Preface¶

In the previous article “Obtaining Common Public Face Datasets and Creating Custom Face Datasets”, we introduced common face datasets and how to create your own dataset. In this chapter, we will move to the second step of face recognition: face detection. In face recognition tasks, the process typically involves: first checking if a face is present in an image, then cropping the face, aligning it using facial landmarks, and finally completing face recognition through face comparison.

MTCNN (Multi-task Convolutional Neural Network) integrates face region detection and facial landmark detection into a single model. It is divided into three cascaded network structures: P-Net, R-Net, and O-Net. Proposed in 2016 by the Shenzhen Research Institute of the Chinese Academy of Sciences for face detection, this multi-task neural network model uses three cascaded networks with a candidate box plus classifier approach to achieve fast and efficient face detection. The three cascaded networks are: P-Net (rapidly generates candidate windows), R-Net (filters and selects high-precision candidate windows), and O-Net (generates final bounding boxes and facial landmarks). Like many convolutional neural network models for image tasks, MTCNN also employs techniques such as image pyramids, bounding box regression, and non-maximum suppression (NMS).

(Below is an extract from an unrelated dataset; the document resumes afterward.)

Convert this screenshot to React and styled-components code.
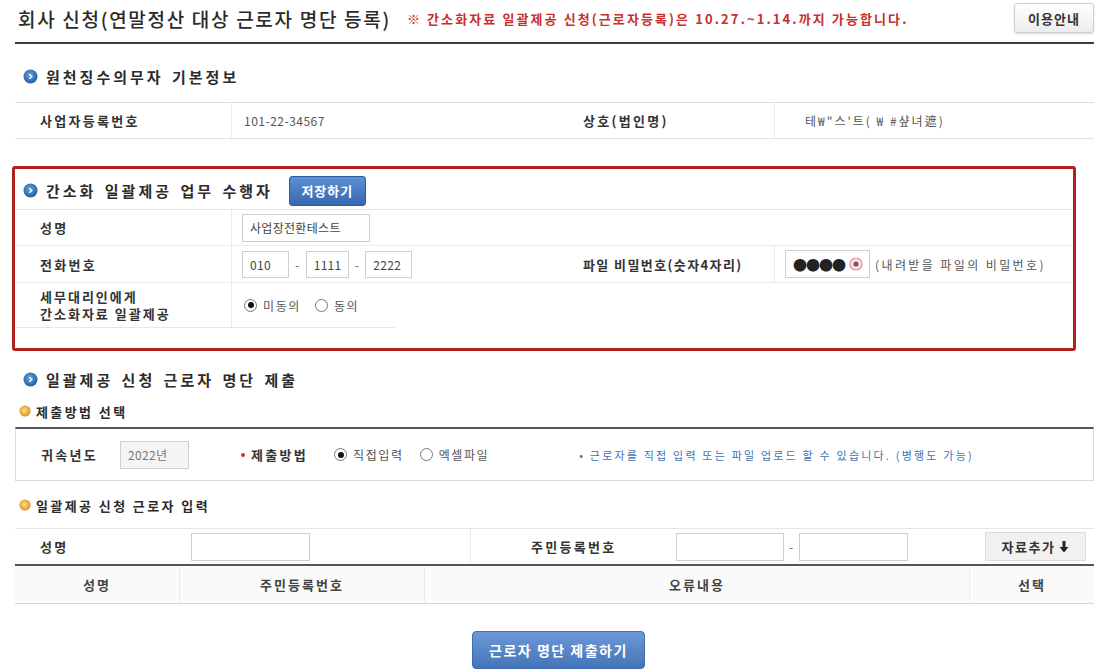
import React from "react";
import styled, { createGlobalStyle } from "styled-components";

const GlobalStyle = createGlobalStyle`
  html, body { margin: 0; padding: 0; background: #fff; }
  body { font-family: "Noto Sans CJK KR", "Noto Sans", sans-serif; color: #333; }
  * { box-sizing: border-box; }
`;

const Page = styled.div`
  width: 1109px;
  padding: 0 15px 0 15px;
`;

const Header = styled.div`
  height: 44px;
  display: flex;
  align-items: center;
  border-bottom: 2px solid #3e3e3e;
  padding: 0 0 6px 3px;
`;

const Title = styled.h1`
  margin: 0;
  font-size: 19px;
  font-weight: 500;
  letter-spacing: 1.7px;
  color: #2b2b2b;
`;

const Notice = styled.span`
  margin-left: 16px;
  font-size: 13px;
  font-weight: 700;
  color: #c9302c;
  letter-spacing: 2.1px;
`;

const GuideButton = styled.button`
  margin-left: auto;
  width: 80px;
  height: 30px;
  border: 1px solid #cfcfcf;
  border-radius: 3px;
  background: linear-gradient(#ffffff, #ececec);
  box-shadow: 0 1px 2px rgba(0,0,0,0.15);
  font-family: inherit;
  font-size: 13px;
  font-weight: 700;
  color: #333;
  letter-spacing: 1px;
`;

const SectionTitle = styled.div`
  display: flex;
  align-items: center;
  gap: 8px;
  height: ${p => p.$h || 30}px;
  margin-top: ${p => p.$mt || 0}px;
  padding-left: 8px;
  font-size: 15px;
  font-weight: 700;
  letter-spacing: 3px;
  word-spacing: 2px;
  color: #2c2c2c;
`;

const SubTitle = styled.div`
  display: flex;
  align-items: center;
  gap: 5px;
  height: 24px;
  margin-top: ${p => p.$mt || 0}px;
  padding-left: 4px;
  font-size: 13px;
  font-weight: 700;
  letter-spacing: 2.4px;
  color: #2c2c2c;
`;

const BlueDot = () => (
  <svg width="15" height="15" viewBox="0 0 15 15">
    <defs>
      <radialGradient id="bd" cx="0.45" cy="0.4" r="0.6">
        <stop offset="0" stopColor="#6aa6e0" />
        <stop offset="1" stopColor="#1f5c9e" />
      </radialGradient>
    </defs>
    <circle cx="7.5" cy="7.5" r="7" fill="url(#bd)" />
    <path d="M6.3 5.2 L8.8 7.5 L6.3 9.8" fill="none" stroke="#fff" strokeWidth="1.4" />
  </svg>
);

const OrangeDot = () => (
  <svg width="12" height="12" viewBox="0 0 12 12">
    <defs>
      <radialGradient id="od" cx="0.45" cy="0.45" r="0.6">
        <stop offset="0" stopColor="#fbe08a" />
        <stop offset="1" stopColor="#e08a16" />
      </radialGradient>
    </defs>
    <circle cx="6" cy="6" r="5.6" fill="url(#od)" />
  </svg>
);

const Grid = styled.div`
  display: grid;
  grid-template-columns: ${p => p.$cols};
  width: ${p => (p.$w ? `${p.$w}px` : "auto")};
  min-height: ${p => p.$h}px;
  margin-top: ${p => p.$mt || 0}px;
  border-top: ${p => p.$top || "1px solid #e2e2e2"};
  border-bottom: ${p => p.$bottom || "1px solid #e2e2e2"};
  background: ${p => p.$bg || "transparent"};
`;

const Label = styled.div`
  display: flex;
  align-items: center;
  padding-left: ${p => p.$pl ?? 25}px;
  font-size: 13px;
  font-weight: 700;
  letter-spacing: ${p => p.$ls ?? 2.3}px;
  line-height: 17px;
  color: #333;
  border-right: ${p => (p.$line ? "1px solid #ececec" : "none")};
`;

const Value = styled.div`
  display: flex;
  align-items: center;
  gap: ${p => p.$gap ?? 8}px;
  padding-left: ${p => p.$pl ?? 12}px;
  font-size: 12px;
  color: #555;
  letter-spacing: ${p => p.$ls ?? 0.5}px;
  border-right: ${p => (p.$line ? "1px solid #ececec" : "none")};
`;

const Cell = styled.div`
  display: flex;
  align-items: center;
  justify-content: center;
  font-size: 13px;
  font-weight: 700;
  letter-spacing: 2px;
  color: #444;
  border-right: ${p => (p.$line ? "1px solid #ececec" : "none")};
`;

const Highlight = styled.div`
  margin: 27px 18px 0 -3px;
  height: 185px;
  border: 3px solid #b1221e;
  border-radius: 3px;
`;

const SaveButton = styled.button`
  margin-left: 8px;
  width: 77px;
  height: 30px;
  border: 1px solid #2f5a9a;
  border-radius: 3px;
  background: linear-gradient(#5d8fd3, #3568b0);
  color: #fff;
  font-family: inherit;
  font-size: 13px;
  font-weight: 700;
  letter-spacing: 1px;
`;

const TextBox = styled.div`
  display: flex;
  align-items: center;
  width: ${p => p.$w}px;
  height: ${p => p.$h || 28}px;
  padding-left: 7px;
  border: 1px solid #cfcfcf;
  background: ${p => p.$bg || "#fff"};
  font-size: 12px;
  color: ${p => p.$color || "#444"};
  letter-spacing: 0.3px;
`;

const Dash = styled.span`
  color: #666;
  font-size: 12px;
`;

const Hint = styled.span`
  font-size: 12px;
  color: #555;
  letter-spacing: 2.4px;
`;

const Dots = styled.span`
  font-size: 14px;
  color: #222;
  letter-spacing: -1px;
`;

const RadioItem = styled.label`
  display: inline-flex;
  align-items: center;
  gap: 6px;
  font-size: 12px;
  color: #555;
  letter-spacing: 1.6px;
  margin-right: ${p => p.$mr ?? 8}px;
`;

const RadioMark = styled.span`
  width: 13px;
  height: 13px;
  border-radius: 50%;
  border: 1px solid #777;
  background: #fff;
  display: inline-flex;
  align-items: center;
  justify-content: center;
  &::after {
    content: "";
    width: 6px;
    height: 6px;
    border-radius: 50%;
    background: ${p => (p.$on ? "#111" : "transparent")};
  }
`;

const Radio = ({ on, children, mr }) => (
  <RadioItem $mr={mr}>
    <RadioMark $on={on} />
    {children}
  </RadioItem>
);

const MethodBox = styled.div`
  margin-top: 4px;
  height: 54px;
  display: flex;
  align-items: center;
  padding-left: 25px;
  border: 1px solid #d8d8d8;
  border-top: 2px solid #555;
`;

const MethodLabel = styled.span`
  font-size: 13px;
  font-weight: 700;
  letter-spacing: 2.3px;
  color: #333;
  margin-right: ${p => p.$mr}px;
`;

const RedDot = styled.span`
  width: 4px;
  height: 4px;
  border-radius: 50%;
  background: #d0302c;
  margin: 0 6px 0 52px;
`;

const Note = styled.span`
  margin-left: 82px;
  font-size: 11px;
  color: #3f72b5;
  letter-spacing: 2.2px;
`;

const AddButton = styled.button`
  margin-left: auto;
  margin-right: 8px;
  width: 101px;
  height: 29px;
  border: 1px solid #dcdcdc;
  background: #f1f1f1;
  display: flex;
  align-items: center;
  justify-content: center;
  gap: 4px;
  font-family: inherit;
  font-size: 13px;
  font-weight: 700;
  letter-spacing: 1.5px;
  color: #333;
`;

const Footer = styled.div`
  display: flex;
  justify-content: center;
  padding: 27px 0 0 8px;
`;

const SubmitButton = styled.button`
  width: 173px;
  height: 38px;
  border: 1px solid #3e6cae;
  border-radius: 4px;
  background: linear-gradient(#6c98d6, #4474b9);
  color: #fff;
  font-family: inherit;
  font-size: 14px;
  font-weight: 700;
  letter-spacing: 1.5px;
`;

const RrnLabel = styled.span`
  width: 140px;
  margin-left: 60px;
  font-size: 13px;
  font-weight: 700;
  letter-spacing: 2.3px;
  color: #333;
`;

const ArrowDown = () => (
  <svg width="10" height="12" viewBox="0 0 10 12">
    <path d="M3.5 0 H6.5 V6 H9.5 L5 11.5 L0.5 6 H3.5 Z" fill="#222" />
  </svg>
);

const EyeMark = () => (
  <svg width="14" height="14" viewBox="0 0 14 14">
    <circle cx="7" cy="7" r="6" fill="#fbe3e6" stroke="#e48b98" strokeWidth="1.2" />
    <circle cx="7" cy="7" r="2.6" fill="#7b5a60" />
  </svg>
);

const Spacer = styled.span`
  width: 4px;
`;

export default function App() {
  return (
    <Page>
      <GlobalStyle />
      <Header>
        <Title>회사 신청(연말정산 대상 근로자 명단 등록)</Title>
        <Notice>※ 간소화자료 일괄제공 신청(근로자등록)은 10.27.~1.14.까지 가능합니다.</Notice>
        <GuideButton>이용안내</GuideButton>
      </Header>

      <SectionTitle $mt={17}>
        <BlueDot />
        원천징수의무자 기본정보
      </SectionTitle>
      <Grid $cols="217px 328px 215px 1fr" $h={37} $top="1px solid #dedede" $mt={11}>
        <Label $line>사업자등록번호</Label>
        <Value>101-22-34567</Value>
        <Label $line $pl={23}>상호(법인명)</Label>
        <Value $pl={30} $ls={2}>테₩"스'트( ₩ #샾녀遮)</Value>
      </Grid>

      <Highlight>
        <SectionTitle $h={35} $mt={4}>
          <BlueDot />
          간소화 일괄제공 업무 수행자
          <SaveButton>저장하기</SaveButton>
        </SectionTitle>
        <Grid $cols="217px 1fr" $h={37} $top="1px solid #e6e6e6" $bottom="1px solid #ececec" $mt={1}>
          <Label $line>성명</Label>
          <Value $pl={10}>
            <TextBox $w={128}>사업장전환테스트</TextBox>
          </Value>
        </Grid>
        <Grid $cols="217px 328px 215px 1fr" $h={37} $top="none" $bottom="1px solid #ececec">
          <Label $line>전화번호</Label>
          <Value $pl={10} $gap={6}>
            <TextBox $w={47} $h={27}>010</TextBox>
            <Dash>-</Dash>
            <TextBox $w={43} $h={27}>1111</TextBox>
            <Dash>-</Dash>
            <TextBox $w={47} $h={27}>2222</TextBox>
          </Value>
          <Label $line $pl={23} $ls={1.4}>파일 비밀번호(숫자4자리)</Label>
          <Value $pl={10} $gap={5}>
            <TextBox $w={85} $h={28}>
              <Dots>●●●●</Dots>
              <Spacer />
              <EyeMark />
            </TextBox>
            <Hint>(내려받을 파일의 비밀번호)</Hint>
          </Value>
        </Grid>
        <Grid $cols="217px 1fr" $w={380} $h={45} $top="none" $bottom="1px solid #e6e6e6">
          <Label $line $ls={2}>
            세무대리인에게
            <br />
            간소화자료 일괄제공
          </Label>
          <Value $pl={12}>
            <Radio on mr={6}>미동의</Radio>
            <Radio>동의</Radio>
          </Value>
        </Grid>
      </Highlight>

      <SectionTitle $mt={13}>
        <BlueDot />
        일괄제공 신청 근로자 명단 제출
      </SectionTitle>
      <SubTitle $mt={5}>
        <OrangeDot />
        제출방법 선택
      </SubTitle>
      <MethodBox>
        <MethodLabel $mr={22}>귀속년도</MethodLabel>
        <TextBox $w={69} $bg="#f4f4f4" $color="#777">2022년</TextBox>
        <RedDot />
        <MethodLabel $mr={26}>제출방법</MethodLabel>
        <Radio on mr={16}>직접입력</Radio>
        <Radio>엑셀파일</Radio>
        <Note>• 근로자를 직접 입력 또는 파일 업로드 할 수 있습니다. (병행도 가능)</Note>
      </MethodBox>

      <SubTitle $mt={12}>
        <OrangeDot />
        일괄제공 신청 근로자 입력
      </SubTitle>
      <Grid $cols="176px 280px 1fr" $h={38} $top="1px solid #e6e6e6" $bottom="2px solid #555" $mt={11}>
        <Label>성명</Label>
        <Value $line $pl={0}>
          <TextBox $w={119} $h={28} />
        </Value>
        <Value $pl={0} $gap={5}>
          <RrnLabel>주민등록번호</RrnLabel>
          <TextBox $w={108} $h={28} />
          <Dash>-</Dash>
          <TextBox $w={109} $h={28} />
          <AddButton>
            자료추가 <ArrowDown />
          </AddButton>
        </Value>
      </Grid>
      <Grid $cols="165px 245px 545px 1fr" $h={38} $top="none" $bottom="1px solid #d9d9d9" $bg="#fafafa">
        <Cell $line>성명</Cell>
        <Cell $line>주민등록번호</Cell>
        <Cell $line>오류내용</Cell>
        <Cell>선택</Cell>
      </Grid>

      <Footer>
        <SubmitButton>근로자 명단 제출하기</SubmitButton>
      </Footer>
    </Page>
  );
}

Project Source Code: https://github.com/yeyupiaoling/PaddlePaddle-MTCNN

Environment¶

• PaddlePaddle 2.0.1
• Python 3.7

File Introduction¶

• models/Loss.py: Loss functions used by MTCNN, including classification loss, bounding box loss, and landmark loss
• models/PNet.py: PNet network structure
• models/RNet.py: RNet network structure
• models/ONet.py: ONet network structure
• utils/data_format_converter.py: Merges multiple images into a single file
• utils/data.py: Training data reader
• utils/utils.py: Various utility functions
• train_PNet/generate_PNet_data.py: Generates training data for PNet
• train_PNet/train_PNet.py: Trains the PNet model
• train_RNet/generate_RNet_data.py: Generates training data for RNet
• train_RNet/train_RNet.py: Trains the RNet model
• train_ONet/generate_ONet_data.py: Generates training data for ONet
• train_ONet/train_ONet.py: Trains the ONet model
• infer_path.py: Predicts images using a file path, detects face positions and key points, and displays results
• infer_camera.py: Predicts images from the camera, detects face positions and key points, and displays results in real-time

Dataset Download¶

• WIDER Face Download the training data “WIDER Face Training Images”, extract the WIDER_train folder and place it under the dataset directory. Also download Face annotations, extract it, and place the wider_face_train_bbx_gt.txt file in the dataset directory.
• Deep Convolutional Network Cascade for Facial Point Detection Download the “Training set”, extract it, and place the lfw_5590 and net_7876 folders under the dataset directory.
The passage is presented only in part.